Joseph Smith’s mistake in handling the Expositor debacle had fatal consequences. All over the state, anti-Mormon sentiment was stirred into a frenzy, and agitators often urged citizens to take action against the Mormons. Reacting to such attitudes — and undoubtedly remembering the violent persecutions of Missouri — Smith used the Nauvoo Charter and encouraged all Mormon men to prepare to defend Nauvoo if an attack should come. He held a full-regalia militia rally during which he told the men not to initiate an attack but to defend their families if necessary.
The governor of Illinois traveled up to Carthage, the county seat, to hear evidence on both sides of the matter. He ruled that Smith and the city council had violated the protesters’ constitutional rights by unlawfully taking and destroying their property and by not heeding the law by allowing a jury trial.
The Prophet fled Nauvoo in an attempt to draw public hostility away from the city and its people. However, after hearing that the governor intended to bring him to trial and had pledged full protection for him, Smith returned to Nauvoo and surrendered. He also laid down the state-owned weapons used by the Nauvoo Legion, hoping along with the governor to avoid an armed conflict.
Accompanied by his brother Hyrum and several other men, Joseph Smith was arrested and put in a small second-floor jail in Carthage. In the early evening of June 27, 1844, a mob of about 200 armed men surrounded the building, their faces painted brown or black. Some rushed into the building and up the stairs, where the Smiths and their companions tried to hold the door and fire their own pistols at the intruders. Joseph’s beloved older brother Hyrum was killed instantly in the fray. When members of the mob glimpsed Joseph looking through a second-story window, reportedly lifting his arms in the Masonic signal of distress, they shot him. Smith fell through the window to the ground below, where the mob shot him several more times and then stabbed him with a bayonet.

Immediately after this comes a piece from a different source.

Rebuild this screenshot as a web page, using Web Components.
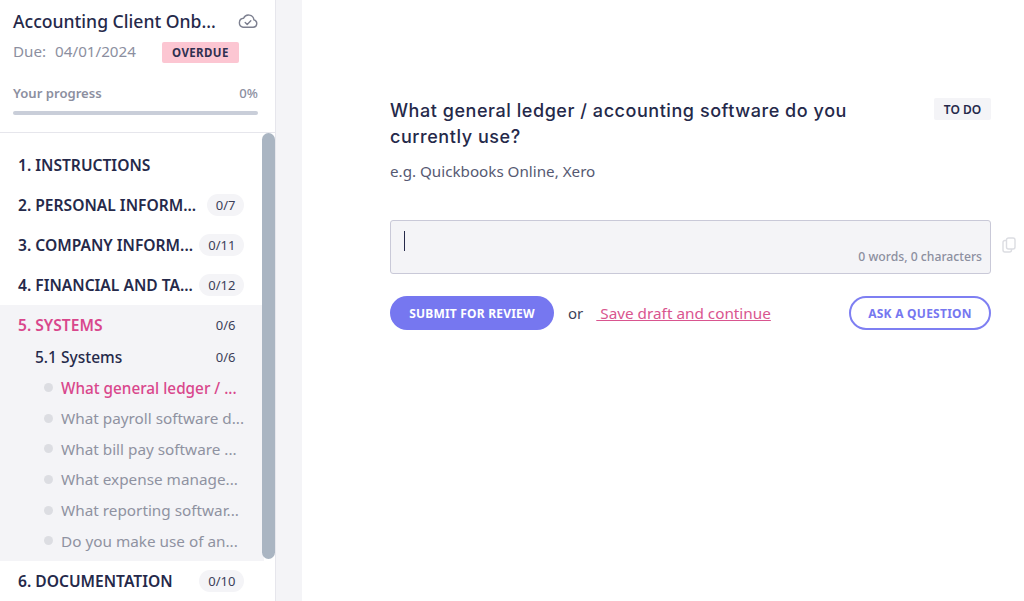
<!DOCTYPE html>
<html>
<head>
<meta charset="utf-8">
<title>Accounting Client Onboarding</title>
<style>
  html, body { margin: 0; height: 100%; overflow: hidden; background: #fff; }
  body { font-family: "Noto Sans", sans-serif; color: #25294a; }
  app-shell { height: 601px; }
</style>
</head>
<body>
<app-shell>
  <side-panel slot="side">
    <panel-head slot="head" title-text="Accounting Client Onb..." due="04/01/2024"></panel-head>
    <nav-section num="1. INSTRUCTIONS"></nav-section>
    <nav-section num="2. PERSONAL INFORM..." count="0/7"></nav-section>
    <nav-section num="3. COMPANY INFORM..." count="0/11"></nav-section>
    <nav-section num="4. FINANCIAL AND TA..." count="0/12"></nav-section>
    <nav-group>
      <nav-section num="5. SYSTEMS" count="0/6" active></nav-section>
      <nav-sub label="5.1 Systems" count="0/6"></nav-sub>
      <nav-item current>What general ledger / ...</nav-item>
      <nav-item>What payroll software d...</nav-item>
      <nav-item>What bill pay software ...</nav-item>
      <nav-item>What expense manage...</nav-item>
      <nav-item>What reporting softwar...</nav-item>
      <nav-item>Do you make use of an...</nav-item>
    </nav-group>
    <nav-section num="6. DOCUMENTATION" count="0/10"></nav-section>
  </side-panel>
  <question-view slot="main"></question-view>
</app-shell>

<script>
// page frame: sidebar, grey gutter, main
customElements.define("app-shell", class extends HTMLElement {
  constructor() {
    super();
    this.attachShadow({ mode: "open" }).innerHTML = `
      <style>
        :host { display: flex; }
        .side { flex: 0 0 275px; border-right: 1px solid #e6e6ec; height: 601px; overflow: hidden; }
        .gutter { flex: 0 0 26px; background: #f4f4f7; }
        .main { flex: 1; min-width: 0; }
      </style>
      <div class="side"><slot name="side"></slot></div>
      <div class="gutter"></div>
      <div class="main"><slot name="main"></slot></div>`;
  }
});

customElements.define("side-panel", class extends HTMLElement {
  constructor() {
    super();
    this.attachShadow({ mode: "open" }).innerHTML = `
      <style>
        :host { display: block; height: 100%; }
        .list { position: relative; padding-top: 12px; padding-right: 11px; height: 456px; overflow: hidden; }
        .thumb { position: absolute; right: 0; top: 0; width: 13px; height: 426px; border-radius: 7px; background: #aab5c2; }
      </style>
      <slot name="head"></slot>
      <div class="list"><slot></slot><div class="thumb"></div></div>`;
  }
});

customElements.define("panel-head", class extends HTMLElement {
  constructor() {
    super();
    const title = this.getAttribute("title-text");
    const due = this.getAttribute("due");
    this.attachShadow({ mode: "open" }).innerHTML = `
      <style>
        :host { display: block; height: 133px; box-sizing: border-box; padding: 9px 17px 0 13px; border-bottom: 1px solid #e6e6ec; }
        .top { display: flex; align-items: center; justify-content: space-between; height: 24px; }
        .title { font-size: 17.6px; font-weight: 500; color: #25294a; white-space: nowrap; }
        svg { display: block; }
        .due { display: flex; align-items: center; height: 24px; margin-top: 6px; font-size: 15.2px; color: #8c8f9f; }
        .due b { font-weight: 400; margin-left: 9px; }
        .tag { margin-left: 26px; margin-top: 2px; background: #fcc6d2; border-radius: 2px; height: 21px; width: 77px; display: flex; align-items: center; justify-content: center; font-size: 11.5px; font-weight: 700; letter-spacing: .4px; color: #2f3150; }
        .prog { display: flex; justify-content: space-between; margin-top: 22px; font-size: 13.1px; font-weight: 600; color: #8c8f9f; line-height: 17px; }
        .prog span + span { font-weight: 500; }
        .bar { height: 4px; margin-top: 9px; border-radius: 2px; background: #c9ced9; }
      </style>
      <div class="top">
        <span class="title">${title}</span>
        <svg width="20" height="16" viewBox="0 0 20 16" fill="none" stroke="#7d8090" stroke-width="1.4" stroke-linecap="round" stroke-linejoin="round">
          <path d="M5 14.2h10.2a3.7 3.7 0 0 0 .7-7.3A5.4 5.4 0 0 0 5.6 5.3 4.5 4.5 0 0 0 5 14.2z"/>
          <path d="M7.2 9.4l2 2 3.6-3.6"/>
        </svg>
      </div>
      <div class="due">Due:<b>${due}</b><span class="tag">OVERDUE</span></div>
      <div class="prog"><span>Your progress</span><span>0%</span></div>
      <div class="bar"></div>`;
  }
});

customElements.define("nav-section", class extends HTMLElement {
  constructor() {
    super();
    const count = this.getAttribute("count");
    const active = this.hasAttribute("active");
    this.attachShadow({ mode: "open" }).innerHTML = `
      <style>
        :host { display: flex; align-items: center; justify-content: space-between; height: 40.1px; padding: 0 20px 0 18px; }
        :host([active]) { height: 40px; }
        .name { font-size: 15.6px; font-weight: 600; white-space: nowrap; color: ${active ? "#d9478c" : "#25294a"}; }
        .count { font-size: 13px; color: #3c3f59; border-radius: 11px; height: 22px; display: flex; align-items: center; padding: 0 8.5px 0 9px; background: ${active ? "transparent" : "#f4f4f7"}; }
      </style>
      <span class="name">${this.getAttribute("num")}</span>
      ${count ? `<span class="count">${count}</span>` : ""}`;
  }
});

// shaded block around the open section
customElements.define("nav-group", class extends HTMLElement {
  constructor() {
    super();
    this.attachShadow({ mode: "open" }).innerHTML = `
      <style>:host { display: block; background: #f4f4f7; padding-bottom: 5px; }</style>
      <slot></slot>`;
  }
});

customElements.define("nav-sub", class extends HTMLElement {
  constructor() {
    super();
    this.attachShadow({ mode: "open" }).innerHTML = `
      <style>
        :host { display: flex; align-items: center; justify-content: space-between; height: 23px; margin-bottom: 4px; padding: 0 20px 0 35px; }
        .name { font-size: 15.5px; font-weight: 500; color: #25294a; }
        .count { font-size: 13px; color: #3c3f59; padding: 0 8.5px 0 9px; }
      </style>
      <span class="name">${this.getAttribute("label")}</span>
      <span class="count">${this.getAttribute("count")}</span>`;
  }
});

customElements.define("nav-item", class extends HTMLElement {
  constructor() {
    super();
    this.attachShadow({ mode: "open" }).innerHTML = `
      <style>
        :host { display: flex; align-items: center; height: 30.6px; padding-left: 44px; font-size: 15.3px; color: #8f92a1; white-space: nowrap; }
        :host([current]) { color: #d9478c; font-weight: 500; }
        i { flex: none; width: 9px; height: 9px; border-radius: 50%; background: #dcdde2; margin-right: 8px; }
      </style>
      <i></i><slot></slot>`;
  }
});

customElements.define("question-view", class extends HTMLElement {
  constructor() {
    super();
    this.attachShadow({ mode: "open" }).innerHTML = `
      <style>
        :host { display: block; padding: 98px 33px 0 88px; }
        .head { display: flex; justify-content: space-between; align-items: flex-start; }
        h2 { margin: 0; font: 500 18px/26px Inter, sans-serif; letter-spacing: .55px; color: #25294a; width: 490px; }
        .todo { background: #f4f4f7; border-radius: 2px; height: 22px; width: 57px; display: flex; align-items: center; justify-content: center; font-size: 12px; font-weight: 600; color: #25294a; }
        .hint { margin-top: 11px; font-size: 15.2px; line-height: 21px; color: #565972; }
        .field { position: relative; margin-top: 38px; height: 54px; box-sizing: border-box; border: 1px solid #c9c9d8; border-radius: 3px; background: #f4f4f7; }
        .caret { position: absolute; left: 13px; top: 10px; width: 1px; height: 20px; background: #25294a; }
        .stat { position: absolute; right: 8px; bottom: 8px; font-size: 12.2px; font-weight: 500; color: #8c8f9f; line-height: 16px; }
        .copy { position: absolute; left: 100%; top: 16px; margin-left: 12px; display: block; }
        .actions { display: flex; align-items: center; margin-top: 22px; }
        .submit { height: 34px; width: 164px; display: flex; align-items: center; justify-content: center; border-radius: 17px; background: #7677f0; color: #fff; font-size: 12px; font-weight: 700; letter-spacing: .2px; }
        .or { margin-left: 14px; font-size: 15px; color: #3c3f59; }
        .save { margin-left: 13px; font-size: 15.3px; color: #d9558f; text-decoration: underline; white-space: pre; }
        .ask { margin-left: auto; height: 34px; width: 142px; box-sizing: border-box; display: flex; align-items: center; justify-content: center; border: 2px solid #7e7ff2; border-radius: 17px; color: #7677f0; font-size: 12px; font-weight: 700; letter-spacing: .25px; }
      </style>
      <div class="head">
        <h2>What general ledger / accounting software do you currently use?</h2>
        <span class="todo">TO DO</span>
      </div>
      <div class="hint">e.g. Quickbooks Online, Xero</div>
      <div class="field">
        <div class="caret"></div>
        <span class="stat">0 words, 0 characters</span>
        <svg class="copy" width="14" height="16" viewBox="0 0 14 16" fill="none" stroke="#dcdde2" stroke-width="1.4" stroke-linejoin="round">
          <rect x="4.5" y="1" width="8.5" height="11" rx="2"/>
          <path d="M4.5 3.5h-1.5a2 2 0 0 0-2 2v7.5a2 2 0 0 0 2 2h4.5a2 2 0 0 0 2-2v-1"/>
        </svg>
      </div>
      <div class="actions">
        <span class="submit">SUBMIT FOR REVIEW</span>
        <span class="or">or</span>
        <span class="save"> Save draft and continue</span>
        <span class="ask">ASK A QUESTION</span>
      </div>`;
  }
});
</script>
</body>
</html>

The Mormons were horrified by the news that Joseph and his brother Hyrum had been killed. Contrary to the expectations of many of their Illinois neighbors, they didn’t react violently to the martyrdom. However, their troubles weren’t over; within two years, the people of Illinois were again gunning for the Mormons and made it clear that they had to leave the state or face consequences — continued violence, robbery, and maybe even death. The Mormons decided to pack up and head out; see the next chapter for more on their famous trek west to what later became Salt Lake City. They were heartbroken to leave their beautiful city and temple, but they looked forward to a place of refuge in the West.
For almost a century after the Mormons abandoned Nauvoo, the area saw little development or progress. The temple was gutted by arson not long after the Mormons left the city, and a tornado finished the destruction in 1850.
Gradually, however, the Mormon presence returned. In the 1930s, the LDS Church regained the land where the Nauvoo Temple stood before its destruction. In the 1950s, Dr. J. LeRoy Kimball — grandfather of coauthor Christopher Kimball Bigelow — acquired and started restoring the still-standing redbrick home of Dr. Kimball’s great-grandfather, Heber C. Kimball, who served as a right-hand apostle to both Joseph Smith and Brigham Young (another main man in Mormon history, who we discuss in Chapter 12). Dr. Kimball originally intended the home for private family use, but hundreds of people asked to tour the building. Within a few years, Dr. Kimball was spearheading the restoration of 1840s-era Mormon buildings throughout old Nauvoo, with LDS Church financing and oversight.